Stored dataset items
★ ★ ★
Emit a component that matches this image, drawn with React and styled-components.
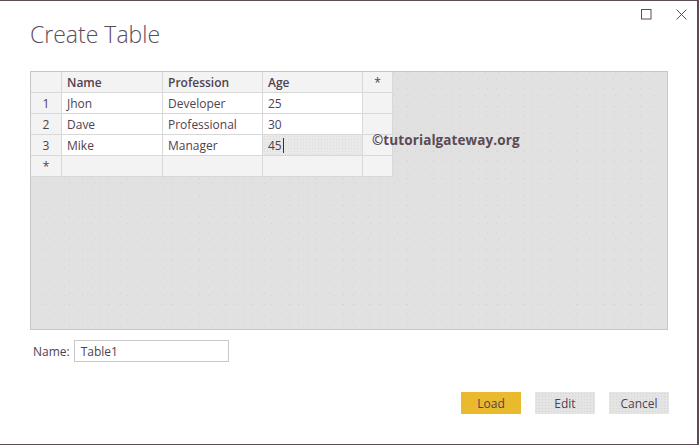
import React from "react";
import styled, { createGlobalStyle } from "styled-components";

const Global = createGlobalStyle`
  html, body { margin: 0; padding: 0; background: #ffffff; }
  body { font-family: "Open Sans", "Noto Sans", sans-serif; }
  * { box-sizing: border-box; }
`;

const TEXT = "#4f4250";
const LINE = "#d8d8d8";

const Window = styled.div`
  width: 699px;
  height: 445px;
  background: #fff;
  border-top: 1px solid #5e4b57;
  border-right: 2px solid #5e4b57;
  border-bottom: 1px solid #5e4b57;
  display: flex;
  flex-direction: column;
  color: ${TEXT};
  font-family: "Open Sans", "Noto Sans", sans-serif;
`;

const TopBar = styled.div`
  display: flex;
  justify-content: flex-end;
  align-items: center;
  gap: 24px;
  padding: 8px 10px 0 0;
  height: 18px;
`;

const Title = styled.h1`
  margin: 0 0 0 30px;
  font-size: 23px;
  font-weight: 300;
  line-height: 30px;
  color: #5b4c59;
`;

const Panel = styled.div`
  position: relative;
  margin: 22px 0 0 30px;
  width: 638px;
  height: 259px;
  border: 1px solid #c6c6c6;
  background-color: #e1e1e1;
  background-image: radial-gradient(circle, #d2d2d2 0.8px, transparent 1px),
    radial-gradient(circle, #d6d6d6 0.7px, transparent 1px);
  background-size: 9px 9px, 13px 11px;
  background-position: 2px 3px, 6px 7px;
`;

const Grid = styled.div`
  display: inline-grid;
  grid-template-columns: 30px 100px 99px 99px 29px;
  grid-auto-rows: 20px;
  gap: 1px;
  padding: 0 1px 1px 0;
  background: ${LINE};
  font-size: 12px;
`;

const Cell = styled.div`
  background: ${(p) => (p.$shade ? "#f3f3f3" : "#ffffff")};
  display: flex;
  align-items: center;
  justify-content: ${(p) => (p.$center ? "center" : "flex-start")};
  padding-left: ${(p) => (p.$center ? "0" : "5px")};
  font-weight: ${(p) => (p.$head ? 600 : 400)};
  color: ${TEXT};
  white-space: nowrap;
  overflow: hidden;
  ${(p) =>
    p.$selected &&
    `
    background-color: #e9e9e9;
    background-image: radial-gradient(circle, #dcdcdc 0.7px, transparent 1px);
    background-size: 3px 3px;
  `}
`;

const Caret = styled.span`
  display: inline-block;
  width: 1px;
  height: 15px;
  background: #3a3038;
  margin-left: 1px;
`;

const Watermark = styled.div`
  position: absolute;
  left: 341px;
  top: 59px;
  font-size: 13.5px;
  font-weight: 700;
  color: #5a4a56;
  letter-spacing: 0.1px;
`;

const NameRow = styled.div`
  display: flex;
  align-items: center;
  margin: 10px 0 0 33px;
  gap: 4px;
  font-size: 12px;
`;

const Label = styled.label`
  color: ${TEXT};
`;

const Input = styled.div`
  width: 155px;
  height: 22px;
  border: 1px solid #c8c8c8;
  padding-left: 6px;
  display: flex;
  align-items: center;
  font-size: 12px;
  color: ${TEXT};
`;

const Buttons = styled.div`
  display: flex;
  justify-content: flex-end;
  gap: 14px;
  margin: 30px 28px 0 0;
`;

const Button = styled.button`
  width: 60px;
  height: 22px;
  border: none;
  padding: 0;
  font-family: inherit;
  font-size: 12px;
  color: ${TEXT};
  background-color: ${(p) => (p.$primary ? "#e9b92e" : "#e4e4e4")};
  background-image: ${(p) =>
    p.$primary
      ? "none"
      : "radial-gradient(circle, #d6d6d6 0.7px, transparent 1px)"};
  background-size: 3px 3px;
`;

const IconSvg = styled.svg`
  display: block;
`;

const rows = [
  ["1", "Jhon", "Developer", "25"],
  ["2", "Dave", "Professional", "30"],
  ["3", "Mike", "Manager", "45"],
];

export default function App() {
  return (
    <>
      <Global />
      <Window>
        <TopBar>
          <IconSvg width="11" height="11" viewBox="0 0 11 11">
            <rect x="0.5" y="0.5" width="9.5" height="9.5" fill="none" stroke="#5e4b57" strokeWidth="1" />
          </IconSvg>
          <IconSvg width="11" height="11" viewBox="0 0 11 11">
            <path d="M0.5 0.5 L10.5 10.5 M10.5 0.5 L0.5 10.5" stroke="#5e4b57" strokeWidth="1" />
          </IconSvg>
        </TopBar>
        <Title>Create Table</Title>
        <Panel>
          <Grid>
            <Cell $shade />
            <Cell $shade $head>Name</Cell>
            <Cell $shade $head>Profession</Cell>
            <Cell $shade $head>Age</Cell>
            <Cell $shade $center>*</Cell>
            {rows.map((r, i) => (
              <React.Fragment key={r[0]}>
                <Cell $shade $center>{r[0]}</Cell>
                <Cell>{r[1]}</Cell>
                <Cell>{r[2]}</Cell>
                {i === 2 ? (
                  <Cell $selected>
                    {r[3]}
                    <Caret />
                  </Cell>
                ) : (
                  <Cell>{r[3]}</Cell>
                )}
                <Cell $shade />
              </React.Fragment>
            ))}
            <Cell $shade $center>*</Cell>
            <Cell $shade />
            <Cell $shade />
            <Cell $shade />
            <Cell $shade />
          </Grid>
          <Watermark>©tutorialgateway.org</Watermark>
        </Panel>
        <NameRow>
          <Label>Name:</Label>
          <Input>Table1</Input>
        </NameRow>
        <Buttons>
          <Button $primary>Load</Button>
          <Button>Edit</Button>
          <Button>Cancel</Button>
        </Buttons>
      </Window>
    </>
  );
}
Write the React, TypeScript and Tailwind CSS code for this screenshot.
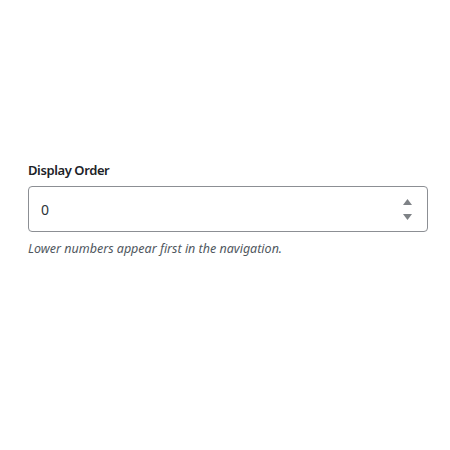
const App = () => {
  return (
    <div className="w-[450px] h-[450px] bg-white pt-[160px] px-[28px] font-['Noto_Sans',sans-serif]">
      <label className="block text-[13px] font-semibold tracking-[-0.4px] text-[#1d2327] leading-[20px] mb-[6px]">
        Display Order
      </label>
      <div className="flex items-center h-[46px] w-[400px] border border-[#8c8f94] rounded-[4px] pl-[12px] pr-[15px]">
        <span className="flex-1 text-[14px] text-[#2c3338]">0</span>
        <div className="flex flex-col items-center gap-[9px]">
          <svg width="9" height="6" viewBox="0 0 9 6">
            <path d="M4.5 0 L9 6 L0 6 Z" fill="#7e8286" />
          </svg>
          <svg width="9" height="6" viewBox="0 0 9 6">
            <path d="M0 0 L9 0 L4.5 6 Z" fill="#7e8286" />
          </svg>
        </div>
      </div>
      <p className="mt-[8px] text-[12.5px] italic text-[#50575e] leading-[18px]">
        Lower numbers appear first in the navigation.
      </p>
    </div>
  );
};

export default App;
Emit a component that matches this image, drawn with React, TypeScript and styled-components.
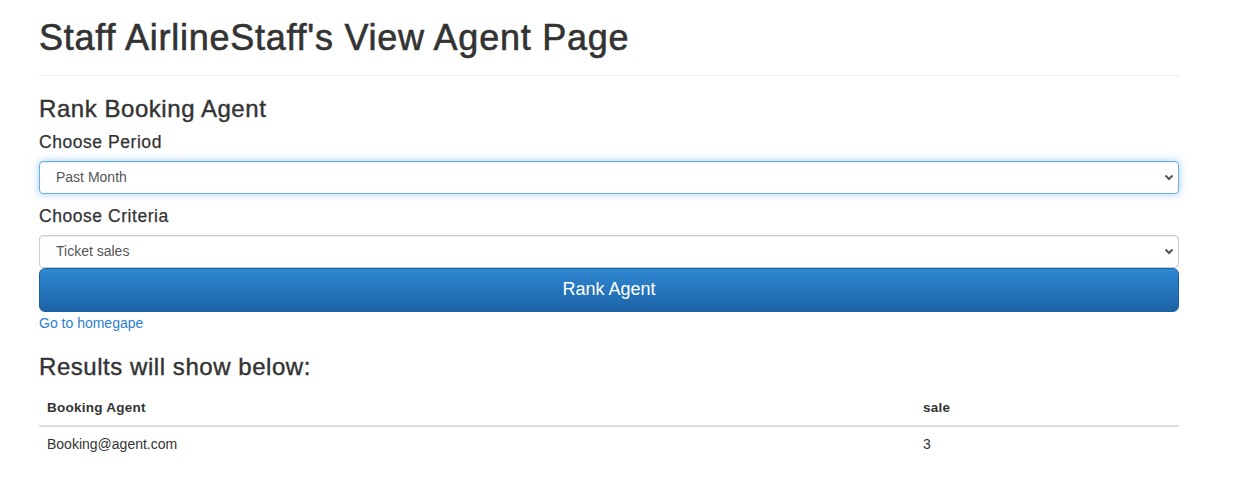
import React, { useState } from "react";
import styled, { createGlobalStyle } from "styled-components";

const GlobalStyle = createGlobalStyle`
  html, body {
    margin: 0;
    padding: 0;
    background: #fff;
  }
  body {
    font-family: "Liberation Sans", Arial, sans-serif;
    font-size: 14px;
    line-height: 1.42857;
    color: #333;
  }
`;

const Container = styled.div`
  width: 1140px;
  margin-left: 39px;
`;

const PageHeader = styled.div`
  border-bottom: 1px solid #eee;
  padding-bottom: 17px;
`;

const Title = styled.h1`
  margin: 18px 0 0;
  font-size: 36px;
  font-weight: 400;
  line-height: 1.1;
  letter-spacing: 0.75px;
  -webkit-text-stroke: 0.6px #333;
`;

const SectionTitle = styled.h3<{ $top?: number }>`
  margin: ${(p) => p.$top ?? 20}px 0 10px;
  font-size: 24px;
  font-weight: 400;
  line-height: 26px;
  letter-spacing: 0.55px;
  -webkit-text-stroke: 0.4px #333;
`;

const Label = styled.label<{ $top?: number }>`
  display: block;
  margin: ${(p) => p.$top ?? 10}px 0 9px;
  font-size: 17.5px;
  line-height: 20px;
  letter-spacing: 0.55px;
  -webkit-text-stroke: 0.25px #333;
`;

const SelectWrap = styled.div`
  position: relative;
`;

const Select = styled.select<{ $focused?: boolean }>`
  display: block;
  width: 100%;
  height: 33px;
  box-sizing: border-box;
  padding: 0 30px 0 16px;
  font-family: "Liberation Sans", Arial, sans-serif;
  font-size: 14px;
  color: #555;
  background: #fff;
  border: 1px solid ${(p) => (p.$focused ? "#66afe9" : "#ccc")};
  border-radius: 4px;
  appearance: none;
  -webkit-appearance: none;
  outline: none;
  box-shadow: ${(p) =>
    p.$focused
      ? "inset 0 1px 1px rgba(0,0,0,.075), 0 0 8px rgba(102,175,233,.6)"
      : "inset 0 1px 1px rgba(0,0,0,.075)"};
`;

const Chevron = styled.svg`
  position: absolute;
  right: 5px;
  top: 50%;
  width: 10px;
  height: 10px;
  margin-top: -5px;
  pointer-events: none;
`;

const PrimaryButton = styled.button`
  display: block;
  width: 100%;
  height: 44px;
  margin: 0;
  font-family: "Liberation Sans", Arial, sans-serif;
  font-size: 18px;
  color: #fff;
  border: 1px solid #1d62a0;
  border-radius: 6px;
  background-image: linear-gradient(to bottom, #2f88d2 0%, #1c64a6 100%);
  cursor: pointer;
`;

const HomeLink = styled.a`
  display: block;
  width: max-content;
  color: #2a7fd1;
  font-size: 14px;
  line-height: 22px;
  text-decoration: none;
`;

const Table = styled.table`
  width: 100%;
  border-collapse: collapse;
  font-size: 13.5px;
`;

const HeadCell = styled.th<{ $width?: number }>`
  width: ${(p) => (p.$width ? `${p.$width}px` : "auto")};
  padding: 8px;
  text-align: left;
  font-weight: 700;
  line-height: 19px;
  letter-spacing: 0.25px;
  border-bottom: 2px solid #ddd;
`;

const Cell = styled.td`
  padding: 8px;
  line-height: 19px;
  font-size: 14px;
`;

const SelectField = ({
  options,
  focused,
}: {
  options: string[];
  focused?: boolean;
}) => (
  <SelectWrap>
    <Select $focused={focused} defaultValue={options[0]}>
      {options.map((o) => (
        <option key={o}>{o}</option>
      ))}
    </Select>
    <Chevron viewBox="0 0 10 10">
      <polyline
        points="1.5,3.5 5,7 8.5,3.5"
        fill="none"
        stroke="#555"
        strokeWidth="2"
      />
    </Chevron>
  </SelectWrap>
);

const results = [{ agent: "Booking@agent.com", sale: 3 }];

const App = () => {
  const [rows] = useState(results);

  return (
    <>
      <GlobalStyle />
      <Container>
        <PageHeader>
          <Title>Staff AirlineStaff's View Agent Page</Title>
        </PageHeader>
        <SectionTitle>Rank Booking Agent</SectionTitle>
        <Label>Choose Period</Label>
        <SelectField focused options={["Past Month", "Past Year"]} />
        <Label $top={12}>Choose Criteria</Label>
        <SelectField options={["Ticket sales", "Commission"]} />
        <PrimaryButton>Rank Agent</PrimaryButton>
        <HomeLink href="#">Go to homegape</HomeLink>
        <SectionTitle $top={20}>Results will show below:</SectionTitle>
        <Table>
          <thead>
            <tr>
              <HeadCell $width={860}>Booking Agent</HeadCell>
              <HeadCell>sale</HeadCell>
            </tr>
          </thead>
          <tbody>
            {rows.map((r) => (
              <tr key={r.agent}>
                <Cell>{r.agent}</Cell>
                <Cell>{r.sale}</Cell>
              </tr>
            ))}
          </tbody>
        </Table>
      </Container>
    </>
  );
};

export default App;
★ ★ ★
> _Exercise aim_:
Gather and copy every line of the data in which the string "components" is found.

> _Solution to this task_:
Emit a component that matches this image, drawn with React and styled-components.
import styled, { createGlobalStyle } from "styled-components";
Emit a component that matches this image, drawn with React, TypeScript and styled-components.
import styled, { createGlobalStyle } from "styled-components";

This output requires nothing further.